__AIM OF THE TASK__:
Select, from the data, each line where "this" occurs.
** start RECORDS FOR THE TASK **
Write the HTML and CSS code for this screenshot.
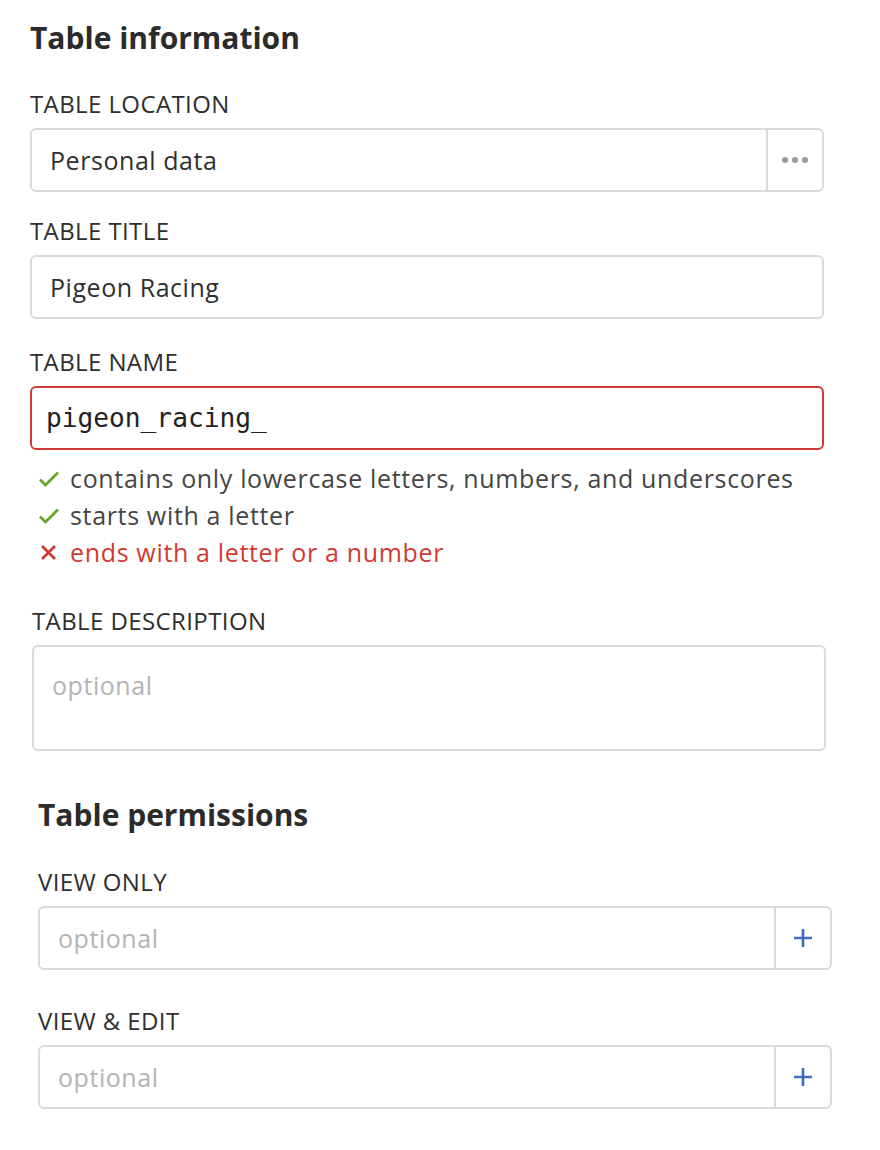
FILE: index.html
```html
<!DOCTYPE html>
<html>
<head>
<meta charset="utf-8">
<link rel="stylesheet" href="styles.css">
</head>
<body>
<div class="page">
  <section class="info">
    <h2 class="heading">Table information</h2>

    <div class="field loc">
      <label class="label">TABLE LOCATION</label>
      <div class="box with-btn">
        <div class="value">Personal data</div>
        <div class="side-btn">
          <svg width="28" height="8" viewBox="0 0 28 8"><circle cx="4" cy="4" r="3" fill="#9a9a9a"/><circle cx="14" cy="4" r="3" fill="#9a9a9a"/><circle cx="24" cy="4" r="3" fill="#9a9a9a"/></svg>
        </div>
      </div>
    </div>

    <div class="field title">
      <label class="label">TABLE TITLE</label>
      <div class="box"><div class="value">Pigeon Racing</div></div>
    </div>

    <div class="field name">
      <label class="label">TABLE NAME</label>
      <div class="box error"><div class="value mono">pigeon_racing_</div></div>
      <ul class="rules">
        <li class="rule ok"><svg class="ico" width="22" height="18" viewBox="0 0 22 18"><path d="M2 9.5 L7.5 15 L20 2.5" fill="none" stroke="#6aa532" stroke-width="2.8"/></svg>contains only lowercase letters, numbers, and underscores</li>
        <li class="rule ok"><svg class="ico" width="22" height="18" viewBox="0 0 22 18"><path d="M2 9.5 L7.5 15 L20 2.5" fill="none" stroke="#6aa532" stroke-width="2.8"/></svg>starts with a letter</li>
        <li class="rule bad"><svg class="ico" width="22" height="18" viewBox="0 0 22 18"><path d="M4 2 L17 15 M17 2 L4 15" fill="none" stroke="#cf3a31" stroke-width="2.8"/></svg>ends with a letter or a number</li>
      </ul>
    </div>

    <div class="field desc">
      <label class="label">TABLE DESCRIPTION</label>
      <div class="box area"><div class="value placeholder">optional</div></div>
    </div>
  </section>

  <section class="perms">
    <h2 class="heading">Table permissions</h2>

    <div class="field">
      <label class="label">VIEW ONLY</label>
      <div class="box with-btn">
        <div class="value placeholder">optional</div>
        <div class="side-btn">
          <svg width="20" height="20" viewBox="0 0 20 20"><path d="M10 1 V19 M1 10 H19" stroke="#3d6cc0" stroke-width="2.6" fill="none"/></svg>
        </div>
      </div>
    </div>

    <div class="field">
      <label class="label">VIEW &amp; EDIT</label>
      <div class="box with-btn">
        <div class="value placeholder">optional</div>
        <div class="side-btn">
          <svg width="20" height="20" viewBox="0 0 20 20"><path d="M10 1 V19 M1 10 H19" stroke="#3d6cc0" stroke-width="2.6" fill="none"/></svg>
        </div>
      </div>
    </div>
  </section>
</div>
</body>
</html>
```

FILE: styles.css
```css
* { box-sizing: border-box; }

html, body {
  margin: 0;
  padding: 0;
  background: #ffffff;
}

body {
  font-family: "Open Sans", "Noto Sans", sans-serif;
  color: #333333;
}

.page {
  width: 880px;
  padding: 18px 56px 0 30px;
}

.heading {
  margin: 0;
  font-size: 30px;
  line-height: 40px;
  font-weight: 700;
  color: #2b2b2b;
}

.info .heading {
  margin-bottom: 30px;
}

.field {
  display: flex;
  flex-direction: column;
  margin-bottom: 25px;
}

.field.loc {
  margin-bottom: 23px;
}

.field.title {
  margin-bottom: 27px;
}

.label {
  display: block;
  font-size: 24px;
  letter-spacing: 0.4px;
  line-height: 32px;
  color: #2e2e2e;
  margin-bottom: 8px;
}

.box {
  display: flex;
  align-items: stretch;
  height: 64px;
  border: 2px solid #dadada;
  border-radius: 6px;
  background: #fff;
}

.box.error {
  border-color: #d13b33;
}

.value {
  flex: 1;
  display: flex;
  align-items: center;
  padding: 0 18px;
  font-size: 25px;
  letter-spacing: 0.55px;
  color: #2f2f2f;
}

.value.mono {
  font-family: "DejaVu Sans Mono", "Liberation Mono", monospace;
  font-size: 26.2px;
  letter-spacing: 0;
  padding-left: 14px;
  color: #222;
}

.value.placeholder {
  color: #b3b3b3;
}

.side-btn {
  width: 56px;
  border-left: 2px solid #dadada;
  display: flex;
  align-items: center;
  justify-content: center;
}

.field.name {
  margin-bottom: 34px;
}

.rules {
  list-style: none;
  margin: 10px 0 0 0;
  padding: 0 0 0 8px;
}

.rule {
  display: flex;
  align-items: center;
  font-size: 25px;
  letter-spacing: 0.66px;
  line-height: 37px;
  color: #454545;
}

.rule.bad {
  color: #cf3a31;
}

.ico {
  margin-right: 10px;
  flex: none;
}

.desc {
  margin-left: 2px;
  margin-right: -2px;
  margin-bottom: 44px;
}

.box.area {
  height: 106px;
  align-items: flex-start;
}

.box.area .value {
  height: 76px;
}

.perms {
  margin-left: 8px;
  margin-right: -8px;
}

.perms .heading {
  margin-bottom: 31px;
}

.perms .field {
  margin-bottom: 35px;
}
```
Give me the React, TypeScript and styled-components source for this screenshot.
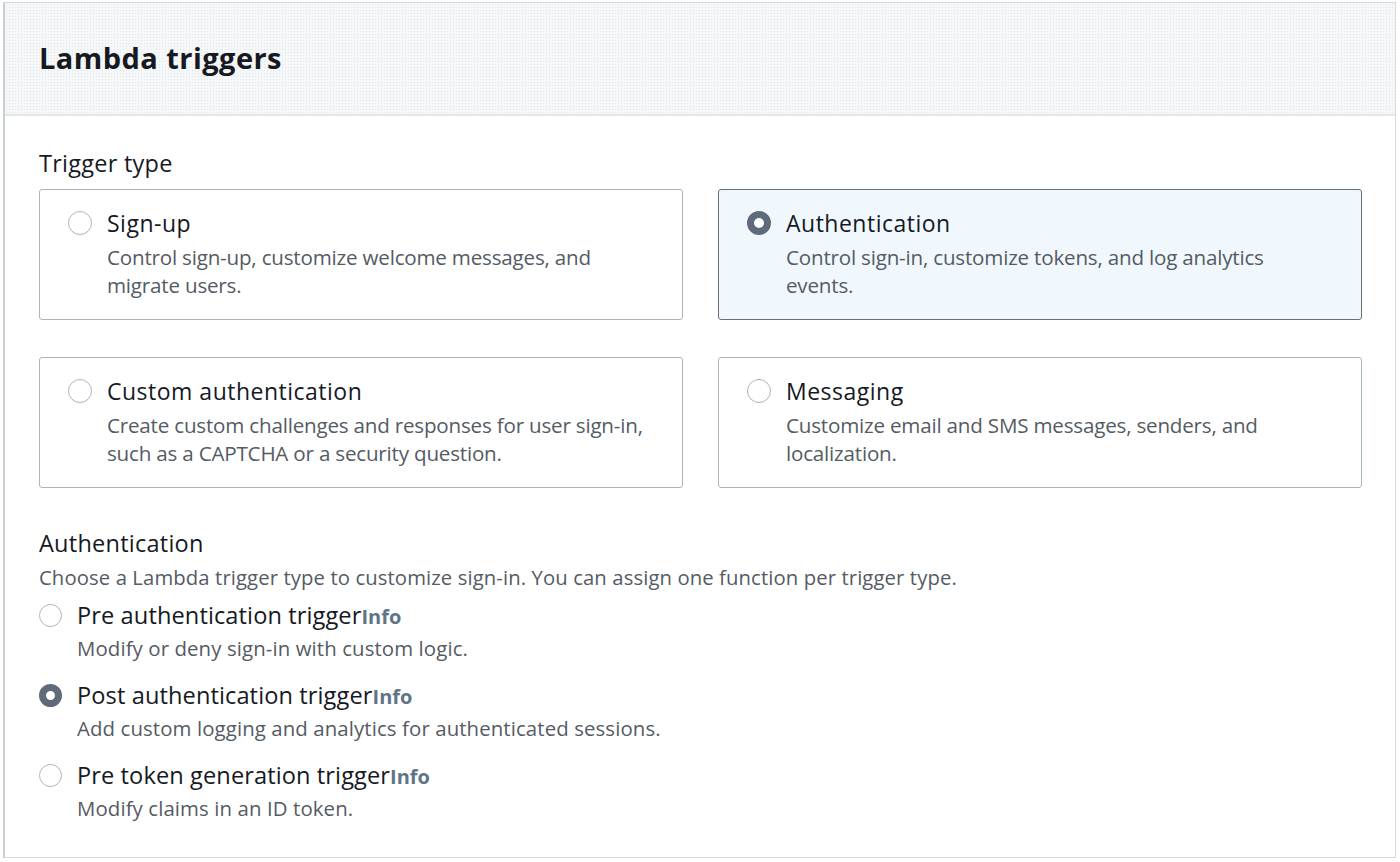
import React from "react";
import styled, { createGlobalStyle } from "styled-components";

const Global = createGlobalStyle`
  html, body { margin: 0; padding: 0; background: #ffffff; }
  body { font-family: "Open Sans", "Noto Sans", sans-serif; color: #16191f; }
  * { box-sizing: border-box; }
`;

const Page = styled.div`
  width: 1400px;
  height: 862px;
  padding: 2px 4px 4px 3px;
`;

const Panel = styled.section`
  height: 856px;
  border: 1px solid #d5dbdb;
  border-left: 2px solid #c9d0d2;
  background: #ffffff;
`;

const Header = styled.header`
  height: 113px;
  background-color: #f5f7f8;
  background-image: radial-gradient(#e0e7ea 0.8px, transparent 0.9px);
  background-size: 3px 3px;
  border-bottom: 2px solid #e3e7e8;
  padding: 36px 0 0 34px;
`;

const Title = styled.h2`
  margin: 0;
  font-size: 29px;
  line-height: 38px;
  font-weight: 700;
  color: #16191f;
  letter-spacing: 0.45px;
`;

const Body = styled.div`
  padding: 32px 34px 0 34px;
`;

const Label = styled.div`
  font-size: 23.5px;
  line-height: 30px;
  color: #16191f;
  letter-spacing: 0.25px;
`;

const Grid = styled.div`
  margin-top: 11px;
  display: grid;
  grid-template-columns: 644px 644px;
  column-gap: 35px;
  row-gap: 37px;
`;

const Card = styled.div<{ $selected?: boolean }>`
  height: 131px;
  border: 1px solid ${(p) => (p.$selected ? "#687078" : "#aab7b8")};
  border-radius: 3px;
  background: ${(p) => (p.$selected ? "#f1f8fd" : "#ffffff")};
  padding: 19px 20px 0 28px;
  display: flex;
  gap: 15px;
`;

const Radio = styled.span<{ $checked?: boolean }>`
  flex: none;
  width: 24px;
  height: 24px;
  border-radius: 50%;
  margin-top: 2px;
  border: ${(p) => (p.$checked ? "7px solid #5f6b7a" : "1.5px solid #aab7b8")};
  background: #ffffff;
`;

const CardText = styled.div`
  display: flex;
  flex-direction: column;
  max-width: 540px;
`;

const CardTitle = styled.div`
  font-size: 23px;
  line-height: 28px;
  color: #16191f;
  letter-spacing: 0.5px;
`;

const CardDesc = styled.div`
  margin-top: 6px;
  font-size: 20.6px;
  line-height: 28px;
  color: #545b64;
  letter-spacing: -0.2px;
`;

const Section = styled.div`
  margin-top: 40px;
`;

const SectionHint = styled.div`
  margin-top: 5px;
  font-size: 20.3px;
  line-height: 28px;
  color: #545b64;
  letter-spacing: 0.1px;
`;

const Options = styled.div`
  margin-top: 9px;
  display: flex;
  flex-direction: column;
  gap: 18px;
`;

const Option = styled.div`
  display: flex;
  gap: 15px;
`;

const OptionRadio = styled(Radio)`
  margin-top: 4px;
  width: 23px;
  height: 23px;
`;

const OptionText = styled.div`
  display: flex;
  flex-direction: column;
`;

const OptionLabel = styled.div`
  font-size: 23.6px;
  line-height: 30px;
  color: #16191f;
  letter-spacing: 0.1px;
`;

const Info = styled.span`
  font-size: 20px;
  line-height: 1;
  font-weight: 700;
  color: #5f7486;
  letter-spacing: 0;
`;

const OptionDesc = styled.div`
  margin-top: 4px;
  font-size: 20.4px;
  line-height: 28px;
  color: #545b64;
  letter-spacing: 0.1px;
`;

const cards = [
  { title: "Sign-up", desc: "Control sign-up, customize welcome messages, and migrate users.", selected: false },
  { title: "Authentication", desc: "Control sign-in, customize tokens, and log analytics events.", selected: true },
  { title: "Custom authentication", desc: "Create custom challenges and responses for user sign-in, such as a CAPTCHA or a security question.", selected: false },
  { title: "Messaging", desc: "Customize email and SMS messages, senders, and localization.", selected: false },
];

const options = [
  { label: "Pre authentication trigger", desc: "Modify or deny sign-in with custom logic.", checked: false },
  { label: "Post authentication trigger", desc: "Add custom logging and analytics for authenticated sessions.", checked: true },
  { label: "Pre token generation trigger", desc: "Modify claims in an ID token.", checked: false },
];

export default function App() {
  return (
    <Page>
      <Global />
      <Panel>
        <Header>
          <Title>Lambda triggers</Title>
        </Header>
        <Body>
          <Label>Trigger type</Label>
          <Grid>
            {cards.map((c) => (
              <Card key={c.title} $selected={c.selected}>
                <Radio $checked={c.selected} />
                <CardText>
                  <CardTitle>{c.title}</CardTitle>
                  <CardDesc>{c.desc}</CardDesc>
                </CardText>
              </Card>
            ))}
          </Grid>
          <Section>
            <Label>Authentication</Label>
            <SectionHint>
              Choose a Lambda trigger type to customize sign-in. You can assign one function per trigger type.
            </SectionHint>
            <Options>
              {options.map((o) => (
                <Option key={o.label}>
                  <OptionRadio $checked={o.checked} />
                  <OptionText>
                    <OptionLabel>
                      {o.label}
                      <Info>Info</Info>
                    </OptionLabel>
                    <OptionDesc>{o.desc}</OptionDesc>
                  </OptionText>
                </Option>
              ))}
            </Options>
          </Section>
        </Body>
      </Panel>
    </Page>
  );
}
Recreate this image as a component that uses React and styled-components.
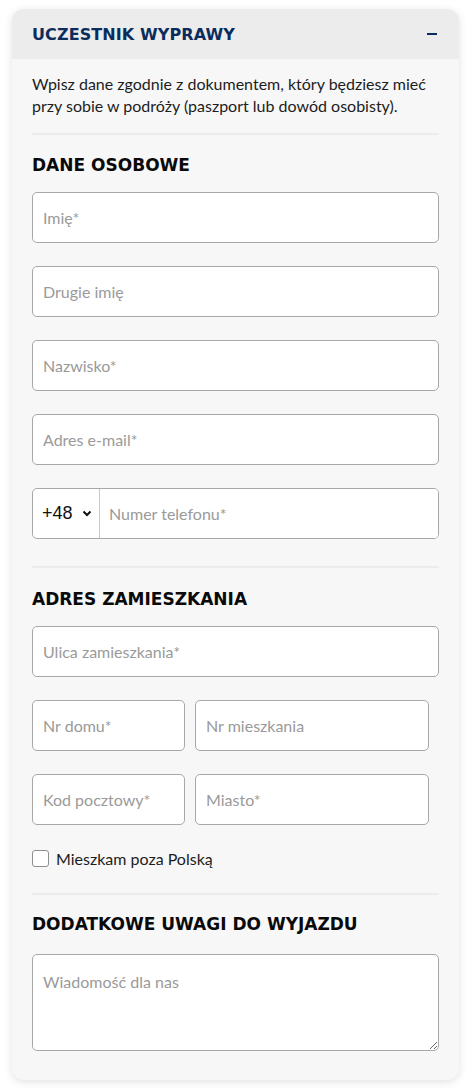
** end RECORDS FOR THE TASK **
__FINAL RESULT__:
Write the HTML and CSS code for this screenshot.
Give me the React, TypeScript and styled-components source for this screenshot.
Recreate this image as a component that uses React and styled-components.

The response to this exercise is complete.